The next morning, when Idun leaves for work and Sondre goes to University of Oslo, Marit discovers a video on her father's computer. The video shows that Konrad was using rats to investigate his theories, and that those rats had died from exposure to toxic gas; Kristian concludes that a major earthquake, up to 8.5 on the Richter scale, will strike Oslo, and that the collapse that killed Konrad was merely an omen. Kristian, Marit, and Julia rush to the Radisson Blu to warn Idun. On the way, Kristian calls Sondre to warn him, but Sondre, who is in class, ignores his calls. Kristian calls in a fake bomb threat to evacuate the university, and Sondre is convinced that they must leave after the evacuation alarm goes off.

Arriving at the hotel, Kristian finds Idun on the 34th floor, convinces her to go downstairs with him, and pulls the fire alarm to get everyone else to evacuate before getting on an elevator with Idun. Julia wanders into the building to find her father, with Marit in pursuit. Marit ascends the stairs and grabs Julia just as the earthquake hits, devastating the city. The elevator Kristian and Idun are in plummets toward the ground but is stopped violently. After coming to, Kristian and Idun make their way out of the stuck elevator and climb maintenance ladders to get to the top floor of the elevator shaft. Debris knocked loose by aftershocks fall down the shaft and mutilate Idun's leg, forcing Kristian to carry her.
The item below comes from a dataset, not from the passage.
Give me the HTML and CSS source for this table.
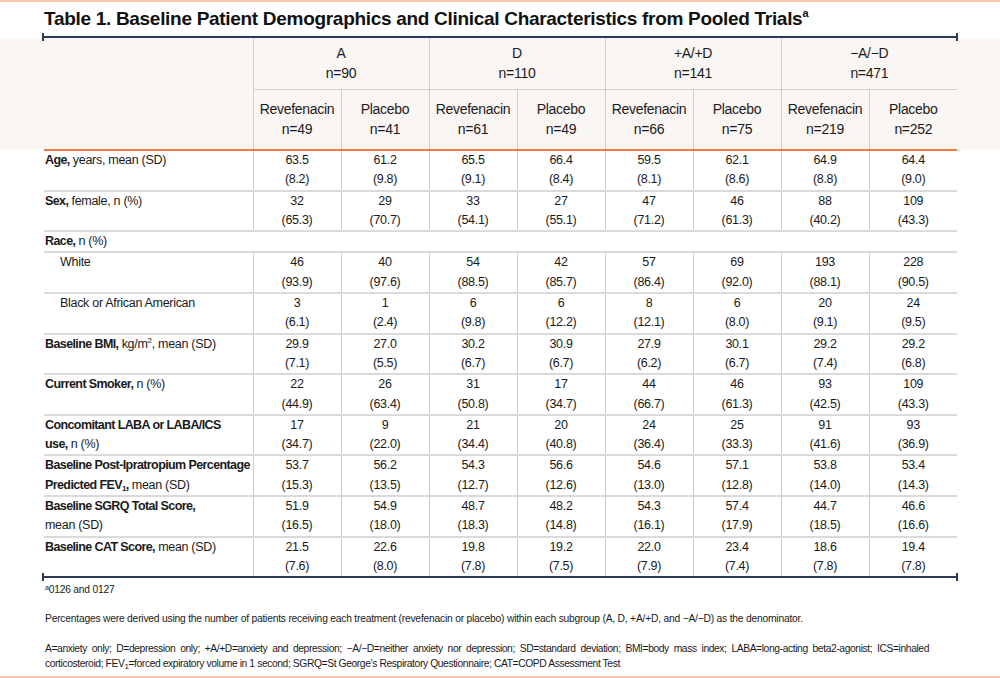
FILE: index.html
```html
<!DOCTYPE html>
<html lang="en">
<head>
<meta charset="utf-8">
<title>Table 1</title>
<link rel="stylesheet" href="styles.css">
</head>
<body>
<div class="page">
  <h1 class="title">Table 1. Baseline Patient Demographics and Clinical Characteristics from Pooled Trials<sup>a</sup></h1>
  <div class="rule"></div>
  <div class="band">
    <table class="tbl head">
      <colgroup><col class="c-label"><col><col><col><col><col><col><col><col></colgroup>
      <tr class="grp">
        <th rowspan="2" class="lab"></th>
        <th colspan="2">A<br>n=90</th>
        <th colspan="2">D<br>n=110</th>
        <th colspan="2">+A/+D<br>n=141</th>
        <th colspan="2">−A/−D<br>n=471</th>
      </tr>
      <tr class="sub">
        <th>Revefenacin<br>n=49</th><th>Placebo<br>n=41</th>
        <th>Revefenacin<br>n=61</th><th>Placebo<br>n=49</th>
        <th>Revefenacin<br>n=66</th><th>Placebo<br>n=75</th>
        <th>Revefenacin<br>n=219</th><th>Placebo<br>n=252</th>
      </tr>
    </table>
  </div>
  <table class="tbl body">
    <colgroup><col class="c-label"><col><col><col><col><col><col><col><col></colgroup>
    <tr><td class="lab"><b>Age,</b> years, mean (SD)</td><td>63.5<br>(8.2)</td><td>61.2<br>(9.8)</td><td>65.5<br>(9.1)</td><td>66.4<br>(8.4)</td><td>59.5<br>(8.1)</td><td>62.1<br>(8.6)</td><td>64.9<br>(8.8)</td><td>64.4<br>(9.0)</td></tr>
    <tr><td class="lab"><b>Sex,</b> female, n (%)</td><td>32<br>(65.3)</td><td>29<br>(70.7)</td><td>33<br>(54.1)</td><td>27<br>(55.1)</td><td>47<br>(71.2)</td><td>46<br>(61.3)</td><td>88<br>(40.2)</td><td>109<br>(43.3)</td></tr>
    <tr class="span"><td class="lab" colspan="9"><b>Race,</b> n (%)</td></tr>
    <tr><td class="lab ind">White</td><td>46<br>(93.9)</td><td>40<br>(97.6)</td><td>54<br>(88.5)</td><td>42<br>(85.7)</td><td>57<br>(86.4)</td><td>69<br>(92.0)</td><td>193<br>(88.1)</td><td>228<br>(90.5)</td></tr>
    <tr><td class="lab ind">Black or African American</td><td>3<br>(6.1)</td><td>1<br>(2.4)</td><td>6<br>(9.8)</td><td>6<br>(12.2)</td><td>8<br>(12.1)</td><td>6<br>(8.0)</td><td>20<br>(9.1)</td><td>24<br>(9.5)</td></tr>
    <tr><td class="lab"><b>Baseline BMI,</b> kg/m<sup>2</sup>, mean (SD)</td><td>29.9<br>(7.1)</td><td>27.0<br>(5.5)</td><td>30.2<br>(6.7)</td><td>30.9<br>(6.7)</td><td>27.9<br>(6.2)</td><td>30.1<br>(6.7)</td><td>29.2<br>(7.4)</td><td>29.2<br>(6.8)</td></tr>
    <tr><td class="lab"><b>Current Smoker,</b> n (%)</td><td>22<br>(44.9)</td><td>26<br>(63.4)</td><td>31<br>(50.8)</td><td>17<br>(34.7)</td><td>44<br>(66.7)</td><td>46<br>(61.3)</td><td>93<br>(42.5)</td><td>109<br>(43.3)</td></tr>
    <tr><td class="lab"><b>Concomitant LABA or LABA/ICS</b><br><b>use,</b> n (%)</td><td>17<br>(34.7)</td><td>9<br>(22.0)</td><td>21<br>(34.4)</td><td>20<br>(40.8)</td><td>24<br>(36.4)</td><td>25<br>(33.3)</td><td>91<br>(41.6)</td><td>93<br>(36.9)</td></tr>
    <tr><td class="lab"><b>Baseline Post-Ipratropium Percentage</b><br><b>Predicted FEV<sub>1</sub>,</b> mean (SD)</td><td>53.7<br>(15.3)</td><td>56.2<br>(13.5)</td><td>54.3<br>(12.7)</td><td>56.6<br>(12.6)</td><td>54.6<br>(13.0)</td><td>57.1<br>(12.8)</td><td>53.8<br>(14.0)</td><td>53.4<br>(14.3)</td></tr>
    <tr><td class="lab"><b>Baseline SGRQ Total Score,</b><br>mean (SD)</td><td>51.9<br>(16.5)</td><td>54.9<br>(18.0)</td><td>48.7<br>(18.3)</td><td>48.2<br>(14.8)</td><td>54.3<br>(16.1)</td><td>57.4<br>(17.9)</td><td>44.7<br>(18.5)</td><td>46.6<br>(16.6)</td></tr>
    <tr class="last"><td class="lab"><b>Baseline CAT Score,</b> mean (SD)</td><td>21.5<br>(7.6)</td><td>22.6<br>(8.0)</td><td>19.8<br>(7.8)</td><td>19.2<br>(7.5)</td><td>22.0<br>(7.9)</td><td>23.4<br>(7.4)</td><td>18.6<br>(7.8)</td><td>19.4<br>(7.8)</td></tr>
  </table>
  <div class="rule bottom"></div>
  <div class="notes">
    <p class="n1"><sup>a</sup>0126 and 0127</p>
    <p class="n2">Percentages were derived using the number of patients receiving each treatment (revefenacin or placebo) within each subgroup (A, D, +A/+D, and −A/−D) as the denominator.</p>
    <div class="n3">
      <p class="just">A=anxiety only; D=depression only; +A/+D=anxiety and depression; −A/−D=neither anxiety nor depression; SD=standard deviation; BMI=body mass index; LABA=long-acting beta2-agonist; ICS=inhaled</p>
      <p>corticosteroid; FEV<sub>1</sub>=forced expiratory volume in 1 second; SGRQ=St George’s Respiratory Questionnaire; CAT=COPD Assessment Test</p>
    </div>
  </div>
</div>
</body>
</html>
```

FILE: styles.css
```css
* { box-sizing: border-box; }
html, body { margin: 0; padding: 0; background: #fff; }
body {
  font-family: "Liberation Sans", Arial, sans-serif;
  color: #1a1a1a;
}
.page {
  width: 1000px;
  height: 678px;
  border-top: 2px solid #f8c6ad;
  border-bottom: 2px solid #f8c6ad;
  overflow: hidden;
}
.title {
  margin: 0 0 0 44px;
  height: 34px;
  padding-top: 5px;
  font-size: 19px;
  line-height: 23px;
  font-weight: bold;
  color: #111;
  letter-spacing: -0.3px;
}
.title sup {
  font-size: 11px;
  vertical-align: 8px;
  line-height: 0;
  letter-spacing: 0;
}
.rule {
  position: relative;
  margin-left: 42px;
  width: 916px;
  height: 2px;
  background: #2c3a57;
}
.rule::before, .rule::after {
  content: "";
  position: absolute;
  top: -3px;
  width: 2px;
  height: 8px;
  background: #2c3a57;
}
.rule::before { left: 0; }
.rule::after { right: 0; }

.band {
  background: #faf6f4;
  height: 111px;
}
.tbl {
  margin-left: 44px;
  width: 913px;
  table-layout: fixed;
  border-collapse: collapse;
}
.tbl col { width: 88px; }
.tbl col.c-label { width: 209px; }

.head th {
  font-weight: normal;
  font-size: 14px;
  letter-spacing: -0.3px;
  line-height: 20px;
  text-align: center;
  padding: 0;
  border-left: 1px solid #cfcfcf;
  color: #1a1a1a;
}
.head th.lab { border-left: none; }
.head tr.grp th { height: 51px; border-bottom: 1px solid #cfcfcf; }
.head tr.grp th.lab { border-bottom: none; }
.head tr.sub th { height: 60px; }

.body {
  border-top: 2px solid #ef7a44;
}
.body td {
  font-size: 12.5px;
  letter-spacing: -0.3px;
  line-height: 19.3px;
  padding: 0;
  text-align: center;
  vertical-align: top;
  border-left: 1px solid #cdcdcd;
  border-bottom: 2px solid #dadada;
}
.body td.lab {
  text-align: left;
  border-left: none;
  padding-left: 1px;
  white-space: nowrap;
}
.body td.lab b { letter-spacing: -0.6px; }
.body td.ind { padding-left: 16px; }
.body tr.last td { border-bottom: none; }
.body sup { font-size: 8px; vertical-align: 5px; line-height: 0; }
.body sub, .notes sub { font-size: 8px; vertical-align: -2px; line-height: 0; }

.notes {
  margin-left: 45px;
  width: 884px;
  font-size: 10.3px;
  letter-spacing: -0.22px;
  line-height: 15px;
  color: #1a1a1a;
}
.notes p { margin: 0; }
.notes .n1 { padding-top: 4px; }
.notes .n1 sup { font-size: 7px; vertical-align: 3px; line-height: 0; }
.notes .n2 { margin-top: 14px; }
.notes .n3 { margin-top: 15px; letter-spacing: -0.4px; }
.notes .just { text-align: justify; text-align-last: justify; white-space: nowrap; }
```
They arrive at an open elevator door near the 30th story and attempt to use a severed elevator cord to swing across to the opening. Kristian succeeds, but Idun falls to her death after the power goes out and the brakes on the elevator above fail. Kristian heads to the place where he last saw Julia and finds her and Marit huddling behind a mounted bar. As they are attempting to leave, a final aftershock causes Julia to lose her grip, and she slides down the floor; Kristian jumps after her and pushes her out of the way, but knocks himself out in the process. When he comes to, he finds Julia on a cracking window. Kristian and Marit rescue Julia before the window breaks, and they escape the hotel.

After the earthquake, Marit enters Konrad's office to find it mostly destroyed, except for a picture of her as a child with her father. Kristian, Julia, and Sondre arrive at their old home in Geiranger. Descriptions at the end explain that Norway has the most seismic activity north of the Alps, and that a major earthquake is expected to hit Norway in the coming future.

==Cast==
- Kristoffer Joner as Kristian Eikjord, a 44-year old experienced geologist
- Ane Dahl Torp as Idun Eikjord, Kristian's wife
- Jonas Hoff Oftebro as Sondre Eikjord, Kristian's 20-year-old son
- Edith Haagenrud-Sande as Julia Eikjord, Kristian's 11-year-old daughter
- Kathrine Thorborg Johansen as Marit Lindblom

==Response==
===Box office===
The Quake grossed $6.235 million in the United States and Canada and $14 million in other territories for a worldwide total of 20,235 million, plus $374,237 with home video sales.

===Critical reception===
On review aggregator Rotten Tomatoes, the film holds an approval rating of based on reviews, with an average rating of . The website's critical consensus reads, "A satisfyingly smart action thriller, The Quake delivers plenty of nail-biting tension without sacrificing character development or common sense." On Metacritic, the film holds a rating of 70 out of 100, based on 11 critics, indicating "generally favorable reviews".

At the 2019 Amanda Awards, the film received The People’s Amanda and the award for Best Visual Effects. In addition, the film was also nominated in the categories of Best Norwegian Film in Theatrical Release and Best Production Direction/Scenography.